1 kwietnia 2011, 16:52
Czy mieszkając z facetem pod jednym dachem cały czas chodzicie po domu w pełnym makijażu, ładnie ubrane, czy raczej stawiacie na luz, jakiś wygodny dresik, brak makijażu itp.?
- Dołączył: 2009-07-26
- Miasto:
- Liczba postów: 7790
1 kwietnia 2011, 16:53
bez makijazu i w dresach:)
- Dołączył: 2011-01-19
- Miasto: Krems
- Liczba postów: 942
1 kwietnia 2011, 16:55
Fajne pytanie :-)
Musze się przyznać, że na 99% czasu zawsze z makijażem ;-) Ale robie to też dla siebie, aby lepiej się czuć ;-) Odnośnie dresiku to oczywiscie, że go noszę.
- Dołączył: 2011-02-18
- Miasto: Łódź
- Liczba postów: 3512
1 kwietnia 2011, 16:55
W dresie, bez makijażu i ze spiętymi włosami też jestem piękna dla mojego M. Wiadomo nie noszę się jak jakiś kopciuch, ale też bez przesady, że mój własny facet nie może mnie bez makijażu zobaczyć ;)
- Dołączył: 2010-05-15
- Miasto: West Vlanderen
- Liczba postów: 3352
1 kwietnia 2011, 16:58
Tak jak mi wygodnie. Nie wstaje rano i pierwsze co to lecę się wystroić dla faceta - chore troche!
1 kwietnia 2011, 16:58
Ma Cie kochać taką, jaka jesteś... :)
- Dołączył: 2010-01-30
- Miasto: Słupsk
- Liczba postów: 22630
1 kwietnia 2011, 17:17
Hehehehe. Zalezy.
Jesli w danym dniu gdzies sie wybieramy to juz po wstaniu ide myc wlosy i malowac sie zeby byc juz gotowa na pozniejsze wyjscie.
Jesli planujemy leniwy dzien w domku to nie zawsze :))) Wlosy owszem umyje i uloze,bo sama sie wtedy czuje lepiej i atrakcyjniej ;) ale makijaz niekoniecznie. Wystarczy umyc twarz i nalozyc krem i jest elegancko :).
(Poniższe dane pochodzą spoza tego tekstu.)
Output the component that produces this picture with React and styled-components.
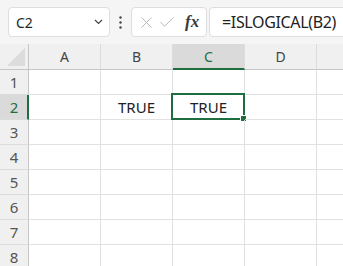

A co do ubran. Zawsez chodze w jakims topie i krotkich spodenkach ;) a on w bieliznie a czasem jeszcze t-shirt :))
- Dołączył: 2009-02-27
- Miasto: Azerbejdżan
- Liczba postów: 23061
1 kwietnia 2011, 17:31
makijaż 99,9% dla własnego samopoczucia, dresik - bardzo często. W szmatach oczywiście jak ostatni lump nie chodzę, ale w domu w szpilkach i sukni balowej przecież nie będę chodzić.
- Dołączył: 2009-11-15
- Miasto: Odlegle
- Liczba postów: 7325
1 kwietnia 2011, 17:34
Ja na jedna z pierwszych randek zabralam mojego meza na basen, co by mnie zobaczyl nieumalowana, rozczochrana i bez push up'a:) Nie dosc, ze nie uciekl z krzykiem, to jeszcze stwierdzil (do czego sie przyznal duzo, duzo pozniej), ze mam swietny tylek:D Trzeba umiec zdrowy umiar zachowac, jak ze wszystkim:)
- Dołączył: 2011-01-12
- Miasto: Katowice
- Liczba postów: 899
1 kwietnia 2011, 17:35
Jak gdzies wychodze, obojętnie czy z facetem czy bez to zawsze sie maluję.
Jak on przyjezdża do mnie z "wizytą"to tez, bo z reguły sobie gdzies idziemy.
Ale jak jestesmy na wyjeździe czy jak on nocuje u mnie to oczywiście że na noc sie nie maluję.
Ogólnie ja lubie się malowac ale znam granice.
A co do ubrania to niestety nie mam dresów, po domu też staram się chodzić ubrana porządnie. Spodenki, legginsy albo stare jeansy.